Bell Busk Moorhouses retain Craven Dairy Auction Christmas championship Husband and wife, Brian and Judith Moorhouse, who run the prolific Aireburn pedigree Holstein herd at Hesper Farm, Bell Busk, bagged the Christmas Craven Dairy Auction supreme championship for the second year running at Skipton Auction Mart. (Monday, Dec 2) The Moorhouses, multiple champions and prize winners with dairy cattle at their local mart, retained the festive title with Aireburn Saloon Sher, a first calving daughter of the Semex sire, Sandy Valley Saloon, bred from the EX90 Aireburn Shamrock Sher, herself a cow bred from eight generations of VG or EXC, having given close on 31,000 litres across three lactations.




Sold 14 days calved and giving 34 litres, the title winner made the day’s leading price of £2,500 - and joint top price all year- when joining Calderdale’s John Hitchen, of Crib Farm Dairies in Ludendenfoot.

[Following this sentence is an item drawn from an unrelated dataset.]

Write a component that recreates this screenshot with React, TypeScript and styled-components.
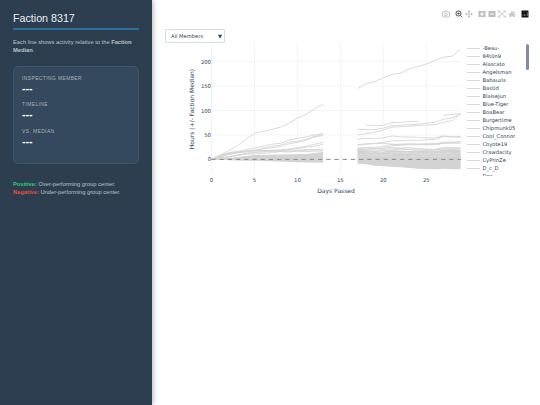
import * as React from "react";
import styled, { createGlobalStyle } from "styled-components";

const GlobalStyle = createGlobalStyle`
  * {
    box-sizing: border-box;
  }

  body {
    background: #fff;
    font-family: "Liberation Sans", Arial, sans-serif;
    margin: 0;
  }
`;

const Page = styled.div`
  display: flex;
  height: 100vh;
  overflow: hidden;
`;

const Sidebar = styled.aside`
  background: #2c3e50;
  box-shadow: 1px 0 5px rgba(0, 0, 0, 0.3);
  color: #ecf0f1;
  flex: 0 0 152px;
  padding: 11px 13px;
`;

const Title = styled.h1`
  border-bottom: 2px solid #2b6f9f;
  font-size: 10.7px;
  font-weight: 400;
  line-height: 15px;
  margin: 0 0 8px;
  padding-bottom: 2px;
`;

const Note = styled.p`
  color: #bdc3c7;
  font-size: 5.74px;
  line-height: 8.4px;
  margin: 0;
`;

const StatCard = styled.section`
  background: #34495e;
  border: 1px solid #3d566e;
  border-radius: 5px;
  height: 98px;
  margin: 11px 0 16px;
  padding: 8px;
`;

const Stat = styled.div`
  height: 26.6px;
`;

const StatLabel = styled.div`
  color: #aab4ba;
  font-size: 4.9px;
  letter-spacing: 0.43px;
  line-height: 7px;
`;

const StatValue = styled.div`
  color: #fff;
  font-size: 10.7px;
  font-weight: 700;
  line-height: 12px;
`;

const Tone = styled.strong<{ $color: string }>`
  color: ${(props) => props.$color};
`;

const Main = styled.main`
  color: #2a3f5f;
  flex: 1;
  font-family: "DejaVu Sans", Verdana, sans-serif;
  padding: 10px 10px 0 13px;
`;

const ModeBar = styled.div`
  display: flex;
  height: 8px;
  justify-content: flex-end;
  padding-right: 0.6px;
`;

const IconGroup = styled.div`
  display: flex;
  gap: 2.2px;
  margin-left: 5px;
`;

const ModeIcon = styled.svg<{ $active?: boolean }>`
  color: ${(props) => (props.$active ? "#6c6c6c" : "#bcbcbc")};
  height: 8px;
  width: 8px;
`;

const Select = styled.div`
  align-items: center;
  border: 1px solid #d3dae5;
  border-radius: 1px;
  display: flex;
  font-size: 5.2px;
  height: 14px;
  justify-content: space-between;
  margin-top: 11px;
  padding: 0 2px 0 5px;
  width: 60px;
`;

const PlotRow = styled.div`
  display: flex;
`;

const Plot = styled.svg`
  display: block;
  flex: 0 0 302px;
  font-family: "DejaVu Sans", Verdana, sans-serif;
  height: 155px;
`;

const Legend = styled.ul`
  flex: 1;
  font-size: 5.2px;
  height: 133px;
  list-style: none;
  margin: 0;
  overflow: hidden;
  padding: 1.1px 0 0;
`;

const LegendItem = styled.li`
  align-items: center;
  display: flex;
  gap: 2.5px;
  height: 8.03px;
  line-height: 8px;
  white-space: nowrap;

  &::before {
    background: #d9d9d9;
    content: "";
    height: 1px;
    width: 13px;
  }
`;

const ScrollThumb = styled.div`
  background: #808ba4;
  border-radius: 1.5px;
  height: 26px;
  margin: 1px 1px 0 0;
  width: 3px;
`;

const members = [
  "-Beau-",
  "84t0n9",
  "Alascato",
  "Angelsman",
  "Babauzis",
  "Bastid",
  "BlaiseJun",
  "Blue-Tiger",
  "BoaBear",
  "Burgertime",
  "Chipmunk05",
  "Cool_Connor",
  "Coyote19",
  "Crawdacity",
  "CyPrinZe",
  "D_c_D",
  "Dec",
];

// Each series is [first day, value per day...], in hours from the median.
const series: number[][] = [
  [0, 0, 9, 18, 28, 41, 53, 57, 61, 66, 74, 84, 92, 103, 113],
  [0, 0, 7, 14, 16, 20, 23, 27, 31, 33, 39, 43, 46, 50, 53],
  [0, 0, 5, 11, 15, 17, 18, 23, 27, 29, 35, 37, 41, 47, 51],
  [0, 0, 9, 13, 15, 17, 19, 21, 24, 26, 32, 35, 39, 46, 49],
  [0, 0, 5, 10, 13, 16, 18, 18, 18, 20, 21, 24, 27, 31, 35],
  [0, 0, 3, 6, 8, 12, 14, 16, 17, 18, 20, 22, 25, 27, 31],
  [0, 0, 6, 12, 15, 15, 18, 18, 19, 18, 19, 19, 20, 20, 21],
  [0, 0, 3, 5, 9, 12, 15, 15, 16, 16, 17, 17, 19, 19, 19],
  [0, 0, 2, 5, 8, 11, 11, 12, 14, 16, 15, 17, 16, 17, 17],
  [17, 145, 155, 159, 167, 174, 176, 185, 190, 195, 202, 209, 211, 226],
  [17, 62, 61, 61, 64, 69, 70, 71, 72, 74, 76, 82, 85, 92],
  [17, 50, 53, 55, 60, 66, 67, 68, 69, 70, 71, 76, 79, 93],
  [18, 70, 69, 70, 75, 76, 77, 78],
  [27, 90, 92, 94],
  [17, 41, 43, 43, 44, 48, 46, 46, 45, 44, 44, 48, 46, 47],
  [17, 30, 32, 33, 35, 38, 38, 39, 39, 40, 41, 47, 46, 45],
  [17, 29, 31, 32, 33, 31, 31, 32, 31, 32, 32, 35, 35, 37],
  [17, 23, 24, 25, 26, 31, 30, 31, 31, 31, 31, 33, 35, 36],
  [17, 22, 24, 22, 23, 28, 29, 30, 30, 30, 30, 33, 33, 33],
  [17, 20, 21, 23, 22, 25, 23, 24, 22, 21, 20, 25, 24, 24],
  [17, 19, 20, 19, 20, 22, 22, 21, 21, 20, 20, 22, 22, 23],
  [17, 17, 18, 17, 18, 19, 21, 20, 18, 18, 19, 21, 20, 21],
];

// Outline of the dense group of members that sit close to the median.
const bands: [number, number][][] = [
  [[0, 0], [3, 5], [5, 9], [8, 10], [11, 11], [13, 15], [13, -7], [10, -6], [7, -4], [3, -2]],
  [
    [17, 21], [18, 17], [20, 16], [21, 19], [23, 17], [26, 17], [27, 20], [29, 19],
    [29, -20], [28, -20], [27, -19], [26, -20], [24, -19], [22, -16], [20, -14],
    [19, -13], [18, -10], [17, -9],
  ],
];

const px = (day: number) => 46.5 + day * 8.59;
const py = (hours: number) => 116.4 - hours * 0.489;
const toPoints = (points: number[][]) =>
  points.map(([day, hours]) => `${px(day)},${py(hours)}`).join(" ");

function ActivityPlot() {
  return (
    <Plot viewBox="0 0 302 155">
      <g stroke="#edf2f8" strokeWidth="0.8">
        {[0, 5, 10, 15, 20, 25].map((day) => (
          <line key={day} x1={px(day)} x2={px(day)} y1="0" y2="130" />
        ))}
        {[0, 50, 100, 150, 200].map((hours) => (
          <line key={hours} x1="46.5" x2="296" y1={py(hours)} y2={py(hours)} />
        ))}
      </g>
      <g fill="#d3d3d3">
        {bands.map((band, i) => (
          <polygon key={i} points={toPoints(band)} />
        ))}
      </g>
      <g fill="none" stroke="#d3d3d3" strokeWidth="0.85">
        {series.map(([start, ...values], i) => (
          <polyline
            key={i}
            points={toPoints(values.map((value, day) => [start + day, value]))}
          />
        ))}
      </g>
      <g fill="none" stroke="#e4e4e4" strokeWidth="0.35">
        <polyline points={toPoints([[17, 11], [20, 9], [22, 12], [25, 10], [29, 13]])} />
        <polyline points={toPoints([[17, 5], [19, 7], [21, 5], [25, 6], [29, 7]])} />
        <polyline points={toPoints([[18, 13], [20, 14], [23, 14], [26, 12], [28, 14]])} />
      </g>
      <line
        stroke="#808080"
        strokeDasharray="4.1 4.1"
        strokeWidth="0.9"
        x1="46.5"
        x2="296"
        y1={py(0)}
        y2={py(0)}
      />
      <g fill="#2a3f5f" fontSize="5.3">
        {[0, 50, 100, 150, 200].map((hours) => (
          <text key={hours} textAnchor="end" x="46" y={py(hours) + 2}>
            {hours}
          </text>
        ))}
        {[0, 5, 10, 15, 20, 25].map((day) => (
          <text key={day} textAnchor="middle" x={px(day)} y="138.6">
            {day}
          </text>
        ))}
      </g>
      <g fill="#2a3f5f" fontSize="6" textAnchor="middle">
        <text x="171" y="149.7">
          Days Passed
        </text>
        <text transform="translate(28.5 66) rotate(-90)">
          Hours (+/- Faction Median)
        </text>
      </g>
    </Plot>
  );
}

function PlotModeBar() {
  return (
    <ModeBar>
      <IconGroup>
        <ModeIcon viewBox="0 0 16 16">
          <path
            d="M2 4h3l1-2h4l1 2h3l1 1v8l-1 1H2l-1-1V5z"
            fill="none"
            stroke="currentColor"
            strokeWidth="1.8"
          />
          <circle cx="8" cy="9" fill="none" r="2.8" stroke="currentColor" strokeWidth="1.8" />
        </ModeIcon>
      </IconGroup>
      <IconGroup>
        <ModeIcon $active viewBox="0 0 16 16">
          <circle cx="7" cy="7" fill="none" r="5" stroke="currentColor" strokeWidth="2.2" />
          <path
            d="M10.5 10.5l4.5 4.5M4.5 7h5M7 4.5v5"
            stroke="currentColor"
            strokeWidth="2"
          />
        </ModeIcon>
        <ModeIcon viewBox="0 0 16 16">
          <path d="M8 2v12M2 8h12" stroke="currentColor" strokeWidth="1.5" />
          <path
            d="M8 0l3 4H5zM8 16l3-4H5zM0 8l4-3v6zM16 8l-4-3v6z"
            fill="currentColor"
          />
        </ModeIcon>
      </IconGroup>
      <IconGroup>
        <ModeIcon viewBox="0 0 16 16">
          <path d="M1 2h14v12H1zM7 4v3H4v2h3v3h2V9h3V7H9V4z" fill="currentColor" fillRule="evenodd" />
        </ModeIcon>
        <ModeIcon viewBox="0 0 16 16">
          <path d="M1 2h14v12H1zM4 7v2h8V7z" fill="currentColor" fillRule="evenodd" />
        </ModeIcon>
        <ModeIcon viewBox="0 0 16 16">
          <path
            d="M1 5V2h4M11 2h4v3M15 11v3h-4M5 14H1v-3M2 3l12 10M14 3L2 13"
            fill="none"
            stroke="currentColor"
            strokeWidth="1.4"
          />
        </ModeIcon>
        <ModeIcon viewBox="0 0 16 16">
          <path
            d="M8 2l3 2.7V3h2v3.5L15.5 9l-1 1L8 4.2 1.5 10l-1-1zM8 5.5l5 4.5v4H9.5v-3h-3v3H3v-4z"
            fill="currentColor"
          />
        </ModeIcon>
      </IconGroup>
      <IconGroup>
        <ModeIcon viewBox="0 0 16 16">
          <rect fill="#111" height="14" rx="1" width="14" x="1" y="1" />
          <path
            d="M4 12V9M7 12V8M10 12V8M13 12V5M4 5h1M7 4h1M10 5h1"
            stroke="#aaa"
            strokeWidth="1"
          />
        </ModeIcon>
      </IconGroup>
    </ModeBar>
  );
}

export default function App() {
  return (
    <Page>
      <GlobalStyle />

      <Sidebar>
        <Title>Faction 8317</Title>
        <Note>
          Each line shows activity relative to the <strong>Faction Median</strong>.
        </Note>

        <StatCard>
          {["INSPECTING MEMBER", "TIMELINE", "VS. MEDIAN"].map((label) => (
            <Stat key={label}>
              <StatLabel>{label}</StatLabel>
              <StatValue>---</StatValue>
            </Stat>
          ))}
        </StatCard>

        <Note>
          <Tone $color="#2ecc71">Positive:</Tone> Over-performing group center.
          <br />
          <Tone $color="#e74c3c">Negative:</Tone> Under-performing group center.
        </Note>
      </Sidebar>

      <Main>
        <PlotModeBar />
        <Select>
          <span>All Members</span>
          <span>▼</span>
        </Select>
        <PlotRow>
          <ActivityPlot />
          <Legend>
            {members.map((name) => (
              <LegendItem key={name}>{name}</LegendItem>
            ))}
          </Legend>
          <ScrollThumb />
        </PlotRow>
      </Main>
    </Page>
  );
}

She should prove a valuable addition to the 200-strong herd of milkers, which comprises Shorthorn-cross-Friesian cows and continues to make doorstep deliveries of its milk.
Standing reserve champion was the second prize newly calven heifer from Robert Crisp, of Nelson Farm, Calton, with another daughter of the Genus sire, Seagull Bay MVP, also responsible for the previous dairy champion from the same home.
She sold14 days calved and giving 24 litres to ringside regular Brian Blezard, of Ribchester, for second top call of £2,250. A second same way bred Crisp newly calven heifer made £1,880.
Edward Fort, who runs the Silmoor pedigree herd at High Bracken Hall Farm on Silsden Moor and won his first-ever Craven Dairy Auction championship at the previous show, again chipped in with the third prize newly calven heifer, which made £1,850, also selling another at £1,820.
Milky heifers were in good demand, in the main making £1,700 to £1,950, though with several others hitting £2,000 and more, including, from the Moon family in Wigglesworth, a brace at £2,050, this falling to Andrew Townsend, of Southfield, Burnley, and £2,000, with another at £2,000 from Winterburn’s Mark Smith. A nice average of £1,851 for 15 newly calven heifers was achieved.
Ian Parkinson, from Barden, presented the only newly calven cow, a third calver which made £1,700.
The sale also included a consignment of maiden heifers from Peter Baul’s Ravensgate herd in Bishop Thornton, which made a clean sweep of the prizes in a standalone show class. They peaked at £1,050 twice, one of these for the red rosette winner, the May, 2018-born OCD Yoder Cinder daughter, Ravensgate Cinder Sparkle 308, falling to the Breare family on Silsden Moor.
Standing first and second in a show class for in-calf heifers were the Drake family, from Thornton, Bradford, their charges making £1,300 and £1,100.
The festive show was co-judged by Shaun Sowray, of Bishop Thornton, and Mike Longster, from Fellbeck, and sponsored by regular supporter National Milk Records, joined by NFU Mutual, Graham Shepherd Agri and Mulberry Farming Asset Finance. The final Craven Dairy Auction of the year is on Monday, December 16.